Motley, John Lothrop (1814–77),descendant of an old and prominent Boston family, after graduation from Harvard (1831) studied for two years in Germany, toured the Continent, returned to Boston and married the sister of Park Benjamin, and began to study law, though primarily interested in literature. He wrote two novels,
Morton's Hope (1839), a semi‐autobiographical account of an American at a German university, and
Merry Mount (1849), a romantic novel concerning the colony of Thomas Morton. After a year as secretary of legation at St. Petersburg and another in Massachusetts politics, he turned in 1847 to his lifelong work of a historical study of the Netherlands.

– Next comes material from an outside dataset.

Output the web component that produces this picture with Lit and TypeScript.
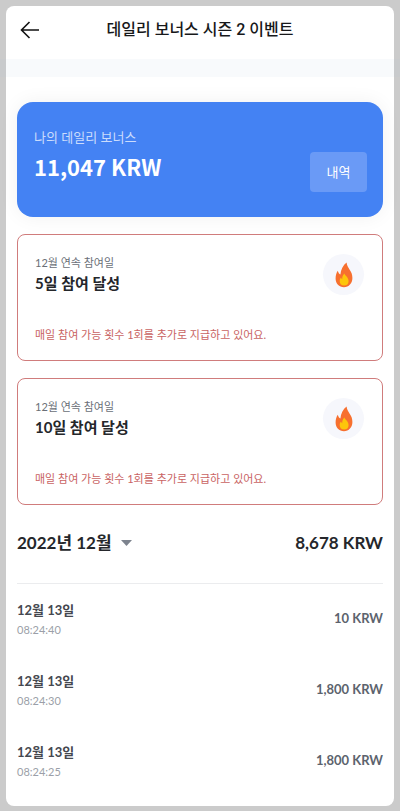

The subject may have been chosen because he liked the analogy between the United Provinces and the United States, and because it gave him an opportunity to study the triumph of Protestantism in northern Europe and show how it brought freedom where previously there was despotism. He began his work in the U.S., then went to Germany and Holland for further material. The book appeared as
The Rise of the Dutch Republic (3 vols., 1856) after ten years of preparation. In a picturesque, enthusiastic, and dramatic manner, he presented the political and religious history of the country, although he neglected economic and social matters. He arranged his whole canvas around the two subjects of Protestantism and absolutism, making William of Orange the Protestant hero and Philip II the dark‐dyed autocratic, Catholic scoundrel. His continued research bore fruit in the
History of the United Netherlands (4 vols., 1860, 1867), which deals with the period from William's death to the truce of 1609. The period from 1609 to the Thirty Years' War was treated in
The Life and Death of John of Barneveld (2 vols., 1874). A fourth section dealing with the Thirty Years' War and bringing the history down to 1648 was planned but never completed. Although the series was unfinished, his books have a great sweep and a unified pattern, which possess as a core the study of the Protestant movement in developing civilization and liberty, which Motley thought had determined the course of European and American history for the modern ages. The long interval between the appearance of the first two volumes and the second two of the
History of the United Netherlands was partly owing to his duties as minister to Austria (1861–67), in which he proved himself an able diplomat, but was recalled by President Johnson as the result of a political struggle. In 1869–70 he was minister to Great Britain, from which post he was recalled because of disagreement concerning the Alabama claims.